WHAT THE EXERCISE ASKS — Restate the listing below word for word, omitting any images.

GIVEN INFORMATION —
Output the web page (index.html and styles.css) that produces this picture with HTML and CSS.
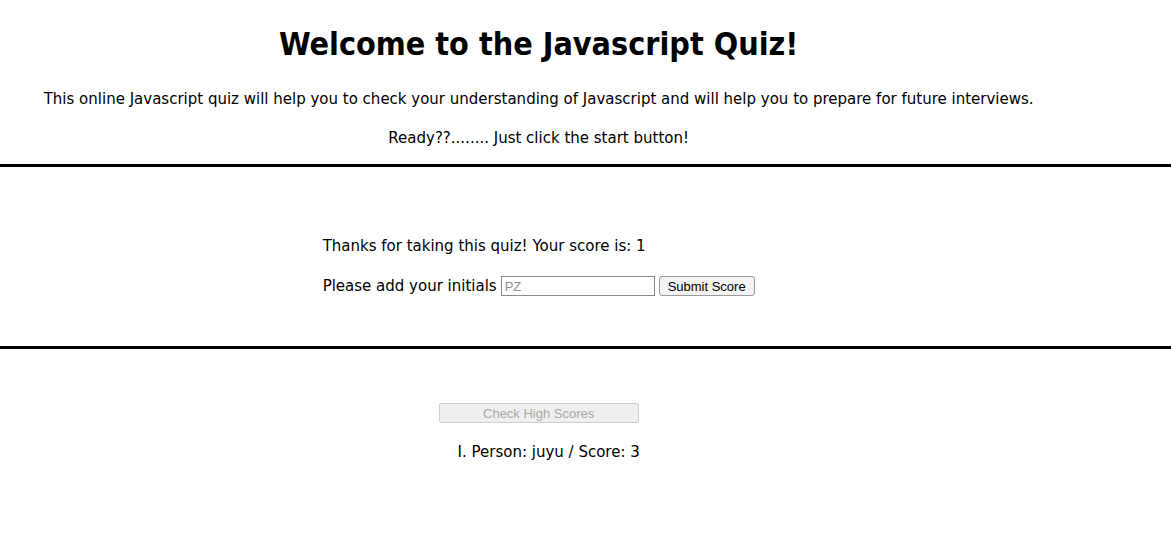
FILE: index.html
```html
<!DOCTYPE html>
<html>
<head>
<meta charset="utf-8">
<link rel="stylesheet" href="styles.css">
<title>Javascript Quiz</title>
</head>
<body>
<header class="intro">
  <div class="wrap">
    <h1 class="title">Welcome to the Javascript Quiz!</h1>
    <p class="lead">This online Javascript quiz will help you to check your understanding of Javascript and will help you to prepare for future interviews.</p>
    <p class="lead">Ready??........ Just click the start button!</p>
  </div>
</header>
<section class="result">
  <div class="wrap">
    <div class="result-box">
      <p class="line">Thanks for taking this quiz! Your score is: 1</p>
      <div class="line form-row">
        <label class="label" for="initials">Please add your initials</label>
        <input class="initials" id="initials" type="text" placeholder="PZ">
        <button class="submit" type="button">Submit Score</button>
      </div>
    </div>
  </div>
</section>
<section class="scores">
  <div class="wrap">
    <button class="check" type="button" disabled>Check High Scores</button>
    <ol class="score-list">
      <li>Person: juyu / Score: 3</li>
    </ol>
  </div>
</section>
</body>
</html>
```
FILE: styles.css
```css
html, body {
  margin: 0;
  padding: 0;
  background: #fff;
}
body {
  font-family: "Comic Sans MS", "DejaVu Sans", sans-serif;
  font-size: 15px;
  color: #000;
}
.wrap {
  width: 92%;
  text-align: center;
}
.intro {
  border-bottom: 3px solid #000;
  padding: 22px 0 0;
}
.title {
  font-family: "Comic Sans MS", "DejaVu Sans Condensed", "DejaVu Sans", sans-serif;
  font-stretch: condensed;
  font-size: 32px;
  line-height: 44px;
  font-weight: bold;
  margin: 0 0 22px;
}
.lead {
  line-height: 22px;
  margin: 17px 0 15px;
}
.result {
  border-bottom: 3px solid #000;
  padding: 68px 0 49px;
}
.result-box {
  display: inline-block;
  text-align: left;
}
.line {
  line-height: 22px;
  margin: 0;
}
.form-row {
  display: flex;
  align-items: center;
  margin-top: 18px;
}
.label {
  margin-right: 4px;
}
.initials {
  width: 154px;
  height: 20px;
  box-sizing: border-box;
  border: 1px solid #8a8a8a;
  padding: 1px 3px;
  font-family: "Liberation Sans", Arial, sans-serif;
  font-size: 13px;
  margin: 0 4px 0 0;
}
.initials::placeholder {
  color: #8e8e8e;
}
.submit {
  height: 20px;
  width: 96px;
  box-sizing: border-box;
  border: 1px solid #9a9a9a;
  border-radius: 3px;
  background: #f3f3f3;
  font-family: "Liberation Sans", Arial, sans-serif;
  font-size: 13px;
  color: #000;
  padding: 0;
}
.scores {
  padding: 54px 0 0;
}
.check {
  width: 200px;
  height: 20px;
  box-sizing: border-box;
  border: 1px solid #cfcfcf;
  border-radius: 2px;
  background: #efefef;
  color: #a8a8a8;
  font-family: "Liberation Sans", Arial, sans-serif;
  font-size: 13px;
  padding: 0;
}
.score-list {
  list-style-type: upper-roman;
  list-style-position: inside;
  padding: 0 0 0 20px;
  margin: 18px 0 0;
  line-height: 22px;
}
```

RESPONSE TO THIS TASK —
Output the web page (index.html and styles.css) that produces this picture with HTML and CSS.
FILE: index.html
```html
<!DOCTYPE html>
<html>
<head>
<meta charset="utf-8">
<link rel="stylesheet" href="styles.css">
<title>Javascript Quiz</title>
</head>
<body>
<header class="intro">
  <div class="wrap">
    <h1 class="title">Welcome to the Javascript Quiz!</h1>
    <p class="lead">This online Javascript quiz will help you to check your understanding of Javascript and will help you to prepare for future interviews.</p>
    <p class="lead">Ready??........ Just click the start button!</p>
  </div>
</header>
<section class="result">
  <div class="wrap">
    <div class="result-box">
      <p class="line">Thanks for taking this quiz! Your score is: 1</p>
      <div class="line form-row">
        <label class="label" for="initials">Please add your initials</label>
        <input class="initials" id="initials" type="text" placeholder="PZ">
        <button class="submit" type="button">Submit Score</button>
      </div>
    </div>
  </div>
</section>
<section class="scores">
  <div class="wrap">
    <button class="check" type="button" disabled>Check High Scores</button>
    <ol class="score-list">
      <li>Person: juyu / Score: 3</li>
    </ol>
  </div>
</section>
</body>
</html>
```
FILE: styles.css
```css
html, body {
  margin: 0;
  padding: 0;
  background: #fff;
}
body {
  font-family: "Comic Sans MS", "DejaVu Sans", sans-serif;
  font-size: 15px;
  color: #000;
}
.wrap {
  width: 92%;
  text-align: center;
}
.intro {
  border-bottom: 3px solid #000;
  padding: 22px 0 0;
}
.title {
  font-family: "Comic Sans MS", "DejaVu Sans Condensed", "DejaVu Sans", sans-serif;
  font-stretch: condensed;
  font-size: 32px;
  line-height: 44px;
  font-weight: bold;
  margin: 0 0 22px;
}
.lead {
  line-height: 22px;
  margin: 17px 0 15px;
}
.result {
  border-bottom: 3px solid #000;
  padding: 68px 0 49px;
}
.result-box {
  display: inline-block;
  text-align: left;
}
.line {
  line-height: 22px;
  margin: 0;
}
.form-row {
  display: flex;
  align-items: center;
  margin-top: 18px;
}
.label {
  margin-right: 4px;
}
.initials {
  width: 154px;
  height: 20px;
  box-sizing: border-box;
  border: 1px solid #8a8a8a;
  padding: 1px 3px;
  font-family: "Liberation Sans", Arial, sans-serif;
  font-size: 13px;
  margin: 0 4px 0 0;
}
.initials::placeholder {
  color: #8e8e8e;
}
.submit {
  height: 20px;
  width: 96px;
  box-sizing: border-box;
  border: 1px solid #9a9a9a;
  border-radius: 3px;
  background: #f3f3f3;
  font-family: "Liberation Sans", Arial, sans-serif;
  font-size: 13px;
  color: #000;
  padding: 0;
}
.scores {
  padding: 54px 0 0;
}
.check {
  width: 200px;
  height: 20px;
  box-sizing: border-box;
  border: 1px solid #cfcfcf;
  border-radius: 2px;
  background: #efefef;
  color: #a8a8a8;
  font-family: "Liberation Sans", Arial, sans-serif;
  font-size: 13px;
  padding: 0;
}
.score-list {
  list-style-type: upper-roman;
  list-style-position: inside;
  padding: 0 0 0 20px;
  margin: 18px 0 0;
  line-height: 22px;
}
```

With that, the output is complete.